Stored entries
start
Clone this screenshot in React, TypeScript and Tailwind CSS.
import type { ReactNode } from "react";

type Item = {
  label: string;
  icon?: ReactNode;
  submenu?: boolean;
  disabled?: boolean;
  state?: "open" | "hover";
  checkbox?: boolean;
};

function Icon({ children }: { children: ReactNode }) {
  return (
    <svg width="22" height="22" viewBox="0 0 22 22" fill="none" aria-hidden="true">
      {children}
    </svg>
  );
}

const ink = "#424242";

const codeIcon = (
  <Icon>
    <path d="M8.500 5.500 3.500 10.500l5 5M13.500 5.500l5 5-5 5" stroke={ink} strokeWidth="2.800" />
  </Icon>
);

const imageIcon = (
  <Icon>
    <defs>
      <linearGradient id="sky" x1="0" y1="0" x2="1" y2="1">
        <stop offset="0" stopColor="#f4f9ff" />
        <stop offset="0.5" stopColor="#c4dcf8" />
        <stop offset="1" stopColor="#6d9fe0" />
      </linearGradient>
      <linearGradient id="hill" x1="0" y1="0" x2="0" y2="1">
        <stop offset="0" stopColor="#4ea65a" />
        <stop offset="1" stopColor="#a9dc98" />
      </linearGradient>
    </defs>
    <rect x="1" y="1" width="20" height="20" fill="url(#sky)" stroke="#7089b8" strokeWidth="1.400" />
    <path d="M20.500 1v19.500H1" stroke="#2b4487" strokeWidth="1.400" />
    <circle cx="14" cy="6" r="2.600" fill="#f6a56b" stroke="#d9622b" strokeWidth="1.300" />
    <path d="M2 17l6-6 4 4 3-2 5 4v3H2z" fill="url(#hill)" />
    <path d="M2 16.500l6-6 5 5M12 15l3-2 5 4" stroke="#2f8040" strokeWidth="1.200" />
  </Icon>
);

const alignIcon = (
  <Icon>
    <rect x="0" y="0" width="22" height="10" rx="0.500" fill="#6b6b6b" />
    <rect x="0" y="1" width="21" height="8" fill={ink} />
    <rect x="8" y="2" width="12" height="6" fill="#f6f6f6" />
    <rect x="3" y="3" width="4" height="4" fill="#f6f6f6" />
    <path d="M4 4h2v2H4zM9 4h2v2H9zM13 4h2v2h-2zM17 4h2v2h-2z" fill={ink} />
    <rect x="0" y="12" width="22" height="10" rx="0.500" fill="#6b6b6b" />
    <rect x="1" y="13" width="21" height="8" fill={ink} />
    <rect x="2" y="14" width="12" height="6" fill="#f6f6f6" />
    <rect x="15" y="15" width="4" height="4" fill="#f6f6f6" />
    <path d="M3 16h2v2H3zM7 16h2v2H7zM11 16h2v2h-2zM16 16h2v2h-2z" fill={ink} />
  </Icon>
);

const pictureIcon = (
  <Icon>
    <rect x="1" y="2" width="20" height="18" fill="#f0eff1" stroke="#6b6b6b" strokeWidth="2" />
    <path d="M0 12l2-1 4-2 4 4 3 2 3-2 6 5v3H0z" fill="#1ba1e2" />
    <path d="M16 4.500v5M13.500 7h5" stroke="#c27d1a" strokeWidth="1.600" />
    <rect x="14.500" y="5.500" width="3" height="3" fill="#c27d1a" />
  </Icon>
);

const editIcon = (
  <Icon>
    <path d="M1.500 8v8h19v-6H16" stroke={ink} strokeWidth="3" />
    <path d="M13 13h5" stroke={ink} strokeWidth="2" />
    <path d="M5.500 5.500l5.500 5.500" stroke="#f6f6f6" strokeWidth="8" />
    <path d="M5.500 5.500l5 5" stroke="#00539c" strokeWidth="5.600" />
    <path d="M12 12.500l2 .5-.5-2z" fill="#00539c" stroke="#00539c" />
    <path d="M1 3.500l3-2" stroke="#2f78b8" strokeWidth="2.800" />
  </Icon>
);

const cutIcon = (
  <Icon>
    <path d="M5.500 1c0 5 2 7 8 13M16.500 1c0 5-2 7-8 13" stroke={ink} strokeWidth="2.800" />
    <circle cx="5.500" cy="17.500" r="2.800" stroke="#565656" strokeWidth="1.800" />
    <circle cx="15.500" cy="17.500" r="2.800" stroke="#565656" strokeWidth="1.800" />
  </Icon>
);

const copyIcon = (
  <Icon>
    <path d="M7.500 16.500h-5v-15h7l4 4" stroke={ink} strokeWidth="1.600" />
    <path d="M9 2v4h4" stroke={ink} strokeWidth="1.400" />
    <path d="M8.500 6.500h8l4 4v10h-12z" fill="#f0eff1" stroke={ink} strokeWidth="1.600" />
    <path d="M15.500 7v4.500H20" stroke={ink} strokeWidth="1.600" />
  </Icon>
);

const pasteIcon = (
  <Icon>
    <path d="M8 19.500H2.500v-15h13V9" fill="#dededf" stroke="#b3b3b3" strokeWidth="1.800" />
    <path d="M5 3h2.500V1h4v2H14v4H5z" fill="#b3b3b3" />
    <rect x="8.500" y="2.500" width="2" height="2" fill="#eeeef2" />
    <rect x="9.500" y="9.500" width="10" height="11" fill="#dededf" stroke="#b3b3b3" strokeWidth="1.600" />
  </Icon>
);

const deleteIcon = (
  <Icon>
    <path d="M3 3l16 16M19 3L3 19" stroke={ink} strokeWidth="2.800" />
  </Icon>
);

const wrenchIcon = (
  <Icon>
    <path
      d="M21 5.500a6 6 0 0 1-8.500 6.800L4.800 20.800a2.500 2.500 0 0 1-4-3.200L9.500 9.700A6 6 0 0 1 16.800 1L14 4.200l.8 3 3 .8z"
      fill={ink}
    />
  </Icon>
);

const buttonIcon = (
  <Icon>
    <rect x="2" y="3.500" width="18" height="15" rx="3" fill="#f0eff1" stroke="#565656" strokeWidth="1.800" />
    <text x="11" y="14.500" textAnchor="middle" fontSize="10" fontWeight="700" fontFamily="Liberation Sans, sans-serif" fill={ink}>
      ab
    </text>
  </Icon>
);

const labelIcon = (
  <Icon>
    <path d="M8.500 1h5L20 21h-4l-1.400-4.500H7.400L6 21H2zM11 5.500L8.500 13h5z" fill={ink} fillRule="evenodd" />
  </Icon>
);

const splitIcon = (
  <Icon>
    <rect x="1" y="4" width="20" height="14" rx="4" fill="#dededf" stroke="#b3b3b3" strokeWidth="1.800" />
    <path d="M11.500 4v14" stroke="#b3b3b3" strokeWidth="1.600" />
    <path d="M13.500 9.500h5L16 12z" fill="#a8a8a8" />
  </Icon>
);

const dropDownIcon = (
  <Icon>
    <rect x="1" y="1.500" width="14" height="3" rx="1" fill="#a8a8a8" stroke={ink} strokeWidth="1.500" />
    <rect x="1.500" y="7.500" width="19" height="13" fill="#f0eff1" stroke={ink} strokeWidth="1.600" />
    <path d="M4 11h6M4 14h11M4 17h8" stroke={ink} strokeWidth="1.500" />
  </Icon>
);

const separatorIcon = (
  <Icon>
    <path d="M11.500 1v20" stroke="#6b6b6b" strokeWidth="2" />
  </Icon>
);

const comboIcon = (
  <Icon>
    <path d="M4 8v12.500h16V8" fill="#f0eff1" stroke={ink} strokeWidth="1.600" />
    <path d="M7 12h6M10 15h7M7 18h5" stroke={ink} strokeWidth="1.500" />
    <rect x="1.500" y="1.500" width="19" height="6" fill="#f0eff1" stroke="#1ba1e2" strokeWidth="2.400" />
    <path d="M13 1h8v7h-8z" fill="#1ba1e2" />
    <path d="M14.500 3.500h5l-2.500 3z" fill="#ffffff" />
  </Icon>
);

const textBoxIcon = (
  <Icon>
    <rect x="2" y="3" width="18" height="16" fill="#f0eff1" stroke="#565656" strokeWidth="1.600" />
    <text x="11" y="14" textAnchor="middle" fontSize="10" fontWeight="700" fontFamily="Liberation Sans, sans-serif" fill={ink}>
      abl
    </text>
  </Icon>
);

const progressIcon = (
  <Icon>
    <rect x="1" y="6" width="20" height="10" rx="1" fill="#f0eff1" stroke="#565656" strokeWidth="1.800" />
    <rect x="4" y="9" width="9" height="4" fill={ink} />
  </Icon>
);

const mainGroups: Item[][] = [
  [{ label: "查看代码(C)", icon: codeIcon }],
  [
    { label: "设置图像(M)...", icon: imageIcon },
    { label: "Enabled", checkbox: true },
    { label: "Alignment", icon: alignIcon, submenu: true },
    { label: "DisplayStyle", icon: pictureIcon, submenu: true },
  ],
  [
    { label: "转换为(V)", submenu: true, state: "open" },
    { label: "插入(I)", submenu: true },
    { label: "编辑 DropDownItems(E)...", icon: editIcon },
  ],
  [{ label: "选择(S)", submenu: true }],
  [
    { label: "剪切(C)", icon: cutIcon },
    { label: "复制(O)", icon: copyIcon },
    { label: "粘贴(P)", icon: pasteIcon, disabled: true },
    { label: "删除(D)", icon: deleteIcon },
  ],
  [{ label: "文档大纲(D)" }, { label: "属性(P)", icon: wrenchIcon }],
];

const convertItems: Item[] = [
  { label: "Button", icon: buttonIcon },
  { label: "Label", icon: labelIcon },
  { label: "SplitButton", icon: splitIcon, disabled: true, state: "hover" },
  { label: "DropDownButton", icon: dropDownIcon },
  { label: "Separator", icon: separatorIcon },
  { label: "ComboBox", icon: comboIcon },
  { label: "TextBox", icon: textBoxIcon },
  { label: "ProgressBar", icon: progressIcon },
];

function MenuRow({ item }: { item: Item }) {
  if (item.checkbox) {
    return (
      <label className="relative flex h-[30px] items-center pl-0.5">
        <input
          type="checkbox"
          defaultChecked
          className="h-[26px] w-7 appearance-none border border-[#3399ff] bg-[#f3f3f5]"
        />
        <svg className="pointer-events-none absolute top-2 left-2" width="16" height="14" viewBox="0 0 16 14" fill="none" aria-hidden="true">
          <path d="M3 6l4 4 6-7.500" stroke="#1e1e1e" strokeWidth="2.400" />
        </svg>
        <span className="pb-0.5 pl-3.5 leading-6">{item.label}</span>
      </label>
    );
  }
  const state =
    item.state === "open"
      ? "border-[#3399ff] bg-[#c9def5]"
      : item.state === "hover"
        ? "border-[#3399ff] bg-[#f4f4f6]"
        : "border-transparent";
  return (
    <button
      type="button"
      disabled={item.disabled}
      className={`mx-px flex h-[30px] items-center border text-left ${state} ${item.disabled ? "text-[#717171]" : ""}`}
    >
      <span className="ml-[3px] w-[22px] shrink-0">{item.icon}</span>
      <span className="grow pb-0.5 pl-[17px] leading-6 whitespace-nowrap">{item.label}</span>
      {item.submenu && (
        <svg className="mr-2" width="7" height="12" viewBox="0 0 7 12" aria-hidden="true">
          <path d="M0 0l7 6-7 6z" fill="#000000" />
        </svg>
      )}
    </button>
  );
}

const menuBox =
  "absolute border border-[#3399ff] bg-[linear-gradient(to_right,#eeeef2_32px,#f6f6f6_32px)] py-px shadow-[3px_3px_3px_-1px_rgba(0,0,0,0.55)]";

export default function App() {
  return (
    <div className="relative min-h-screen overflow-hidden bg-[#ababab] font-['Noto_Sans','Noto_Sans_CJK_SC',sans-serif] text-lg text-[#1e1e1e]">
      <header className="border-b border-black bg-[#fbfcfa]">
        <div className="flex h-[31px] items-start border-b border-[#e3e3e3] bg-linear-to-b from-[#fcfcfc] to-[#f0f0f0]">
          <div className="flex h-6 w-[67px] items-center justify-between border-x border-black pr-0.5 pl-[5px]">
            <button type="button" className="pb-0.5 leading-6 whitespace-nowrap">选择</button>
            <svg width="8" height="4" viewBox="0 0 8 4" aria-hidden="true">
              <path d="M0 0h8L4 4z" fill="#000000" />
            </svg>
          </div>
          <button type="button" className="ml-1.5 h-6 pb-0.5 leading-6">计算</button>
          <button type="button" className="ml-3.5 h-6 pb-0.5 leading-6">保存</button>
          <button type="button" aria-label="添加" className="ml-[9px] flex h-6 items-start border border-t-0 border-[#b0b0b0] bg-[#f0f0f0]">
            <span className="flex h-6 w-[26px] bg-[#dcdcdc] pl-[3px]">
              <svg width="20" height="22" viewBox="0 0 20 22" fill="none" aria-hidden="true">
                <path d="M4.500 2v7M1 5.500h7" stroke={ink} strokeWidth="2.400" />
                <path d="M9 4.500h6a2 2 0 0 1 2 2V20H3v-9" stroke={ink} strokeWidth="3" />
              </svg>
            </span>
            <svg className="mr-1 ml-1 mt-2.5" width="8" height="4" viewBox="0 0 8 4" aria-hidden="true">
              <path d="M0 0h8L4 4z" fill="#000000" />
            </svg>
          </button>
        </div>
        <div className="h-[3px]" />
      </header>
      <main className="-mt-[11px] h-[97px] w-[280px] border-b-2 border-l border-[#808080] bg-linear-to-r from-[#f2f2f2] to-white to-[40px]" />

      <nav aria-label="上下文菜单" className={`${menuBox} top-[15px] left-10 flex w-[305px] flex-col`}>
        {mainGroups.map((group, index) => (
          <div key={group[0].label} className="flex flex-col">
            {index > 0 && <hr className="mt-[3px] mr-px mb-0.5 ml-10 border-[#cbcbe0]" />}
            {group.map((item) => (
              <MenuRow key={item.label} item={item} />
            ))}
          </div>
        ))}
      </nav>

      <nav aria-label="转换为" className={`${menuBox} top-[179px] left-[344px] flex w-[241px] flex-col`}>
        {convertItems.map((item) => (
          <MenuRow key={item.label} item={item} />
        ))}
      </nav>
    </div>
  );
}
end
start
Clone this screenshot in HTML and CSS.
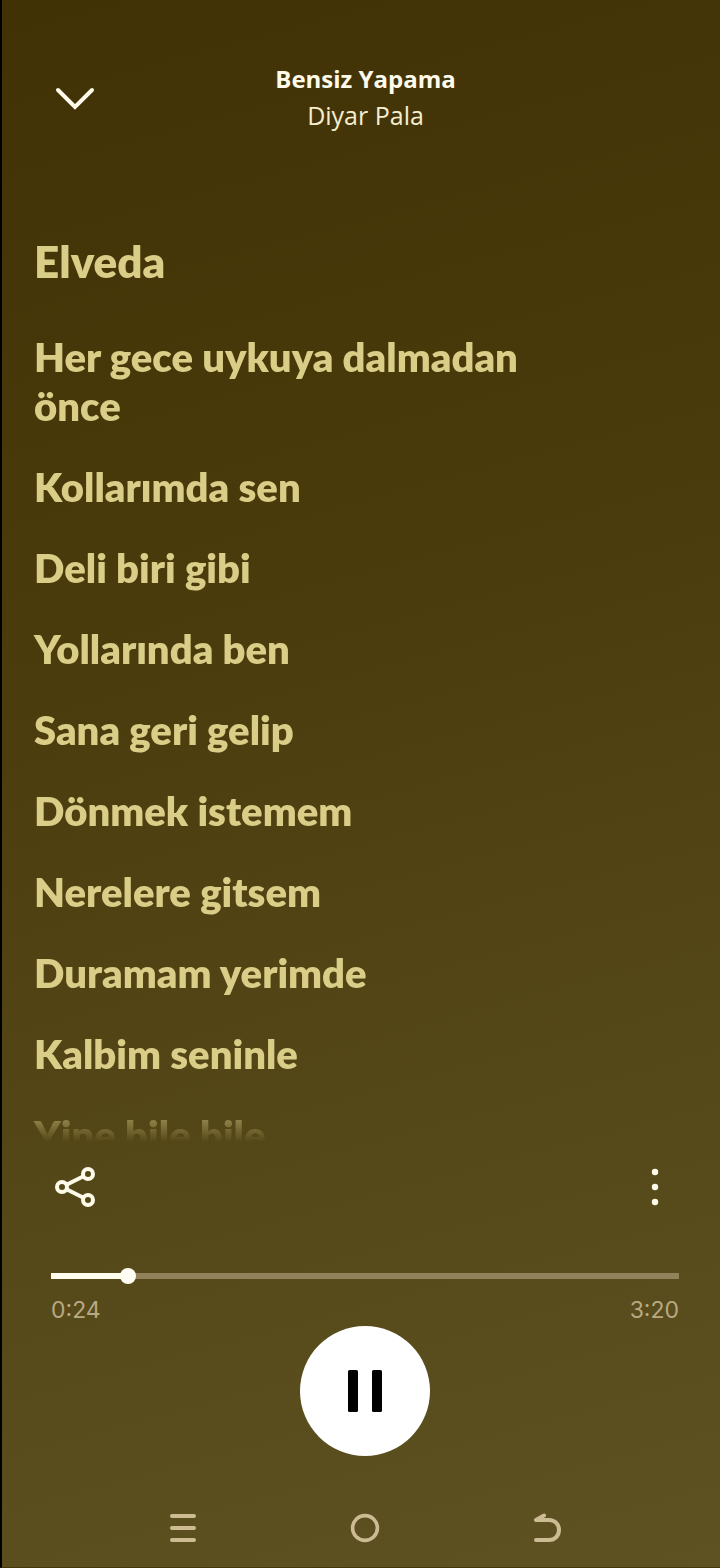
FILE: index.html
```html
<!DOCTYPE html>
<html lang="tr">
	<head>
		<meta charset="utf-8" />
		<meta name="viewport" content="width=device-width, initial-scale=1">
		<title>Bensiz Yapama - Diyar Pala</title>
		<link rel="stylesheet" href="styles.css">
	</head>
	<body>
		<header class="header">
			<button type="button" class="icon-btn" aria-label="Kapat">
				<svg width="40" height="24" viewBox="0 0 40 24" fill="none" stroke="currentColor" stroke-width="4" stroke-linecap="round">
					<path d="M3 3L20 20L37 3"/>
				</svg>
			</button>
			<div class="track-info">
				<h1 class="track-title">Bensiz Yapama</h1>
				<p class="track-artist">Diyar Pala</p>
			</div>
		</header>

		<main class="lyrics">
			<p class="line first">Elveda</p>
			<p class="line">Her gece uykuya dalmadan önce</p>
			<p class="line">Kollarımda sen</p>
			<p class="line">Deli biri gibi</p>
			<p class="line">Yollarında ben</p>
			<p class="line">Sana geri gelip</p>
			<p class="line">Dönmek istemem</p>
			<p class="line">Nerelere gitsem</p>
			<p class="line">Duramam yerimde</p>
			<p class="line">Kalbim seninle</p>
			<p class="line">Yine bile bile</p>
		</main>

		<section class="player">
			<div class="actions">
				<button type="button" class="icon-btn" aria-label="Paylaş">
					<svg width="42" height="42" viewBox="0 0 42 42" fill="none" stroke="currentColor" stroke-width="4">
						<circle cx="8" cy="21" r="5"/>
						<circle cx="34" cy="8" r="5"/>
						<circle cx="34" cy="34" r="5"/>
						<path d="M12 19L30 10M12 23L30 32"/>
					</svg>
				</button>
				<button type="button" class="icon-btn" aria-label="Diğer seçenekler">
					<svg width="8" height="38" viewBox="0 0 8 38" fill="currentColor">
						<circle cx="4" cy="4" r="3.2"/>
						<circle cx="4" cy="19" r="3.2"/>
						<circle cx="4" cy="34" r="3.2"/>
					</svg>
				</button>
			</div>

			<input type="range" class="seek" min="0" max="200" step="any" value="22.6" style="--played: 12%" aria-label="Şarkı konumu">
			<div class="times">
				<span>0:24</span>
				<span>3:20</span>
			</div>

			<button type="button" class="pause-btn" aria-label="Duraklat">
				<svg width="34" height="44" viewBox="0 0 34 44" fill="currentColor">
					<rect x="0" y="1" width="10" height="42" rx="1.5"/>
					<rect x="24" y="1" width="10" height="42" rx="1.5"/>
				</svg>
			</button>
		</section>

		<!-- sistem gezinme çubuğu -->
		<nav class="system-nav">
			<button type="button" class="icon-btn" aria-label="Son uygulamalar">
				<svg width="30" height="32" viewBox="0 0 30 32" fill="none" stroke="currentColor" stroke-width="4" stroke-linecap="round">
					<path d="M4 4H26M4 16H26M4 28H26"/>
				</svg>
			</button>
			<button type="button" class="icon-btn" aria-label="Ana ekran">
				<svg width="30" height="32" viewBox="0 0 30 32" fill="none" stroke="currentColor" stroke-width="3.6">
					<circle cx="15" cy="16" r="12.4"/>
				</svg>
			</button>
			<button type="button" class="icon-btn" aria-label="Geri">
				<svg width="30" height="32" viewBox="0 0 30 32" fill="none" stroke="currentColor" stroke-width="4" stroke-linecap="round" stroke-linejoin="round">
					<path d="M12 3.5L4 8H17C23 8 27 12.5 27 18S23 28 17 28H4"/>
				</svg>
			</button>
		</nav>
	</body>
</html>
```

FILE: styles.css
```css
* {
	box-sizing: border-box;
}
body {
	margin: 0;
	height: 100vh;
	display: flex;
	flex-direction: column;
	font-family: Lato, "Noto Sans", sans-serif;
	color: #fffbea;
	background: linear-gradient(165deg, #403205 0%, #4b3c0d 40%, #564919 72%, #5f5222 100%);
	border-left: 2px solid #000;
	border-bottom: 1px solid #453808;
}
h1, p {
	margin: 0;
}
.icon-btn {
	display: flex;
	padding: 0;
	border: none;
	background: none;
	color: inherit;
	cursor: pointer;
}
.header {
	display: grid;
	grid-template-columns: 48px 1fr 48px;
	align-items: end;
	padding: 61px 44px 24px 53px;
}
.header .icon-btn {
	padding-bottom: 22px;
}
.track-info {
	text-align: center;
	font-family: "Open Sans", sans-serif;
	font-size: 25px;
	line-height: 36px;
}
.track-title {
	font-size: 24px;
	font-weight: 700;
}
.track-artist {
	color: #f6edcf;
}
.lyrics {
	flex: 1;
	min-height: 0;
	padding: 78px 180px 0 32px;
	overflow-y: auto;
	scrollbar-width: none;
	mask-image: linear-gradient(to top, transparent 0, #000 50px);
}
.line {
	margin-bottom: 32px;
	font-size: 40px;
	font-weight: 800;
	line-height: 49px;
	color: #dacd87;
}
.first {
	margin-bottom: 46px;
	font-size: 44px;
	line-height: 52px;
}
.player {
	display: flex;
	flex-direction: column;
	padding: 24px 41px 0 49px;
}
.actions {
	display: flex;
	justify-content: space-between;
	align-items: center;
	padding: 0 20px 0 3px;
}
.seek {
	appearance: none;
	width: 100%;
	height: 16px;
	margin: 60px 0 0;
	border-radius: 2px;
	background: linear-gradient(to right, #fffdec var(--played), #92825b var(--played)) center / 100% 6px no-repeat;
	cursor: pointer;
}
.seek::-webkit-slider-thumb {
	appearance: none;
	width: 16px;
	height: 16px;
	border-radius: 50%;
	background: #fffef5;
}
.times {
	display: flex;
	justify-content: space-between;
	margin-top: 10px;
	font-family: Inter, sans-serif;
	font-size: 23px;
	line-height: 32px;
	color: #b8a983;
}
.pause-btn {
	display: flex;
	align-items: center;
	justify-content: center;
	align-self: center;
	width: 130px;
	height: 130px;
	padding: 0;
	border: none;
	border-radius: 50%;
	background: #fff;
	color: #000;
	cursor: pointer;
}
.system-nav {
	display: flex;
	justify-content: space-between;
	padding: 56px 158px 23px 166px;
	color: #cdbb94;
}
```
end
* _WRITTEN EXERCISE_
Identify every line above that includes the word "Clone", and show those lines.

* _COMPLETED EXERCISE_
Clone this screenshot in React, TypeScript and Tailwind CSS.
Clone this screenshot in HTML and CSS.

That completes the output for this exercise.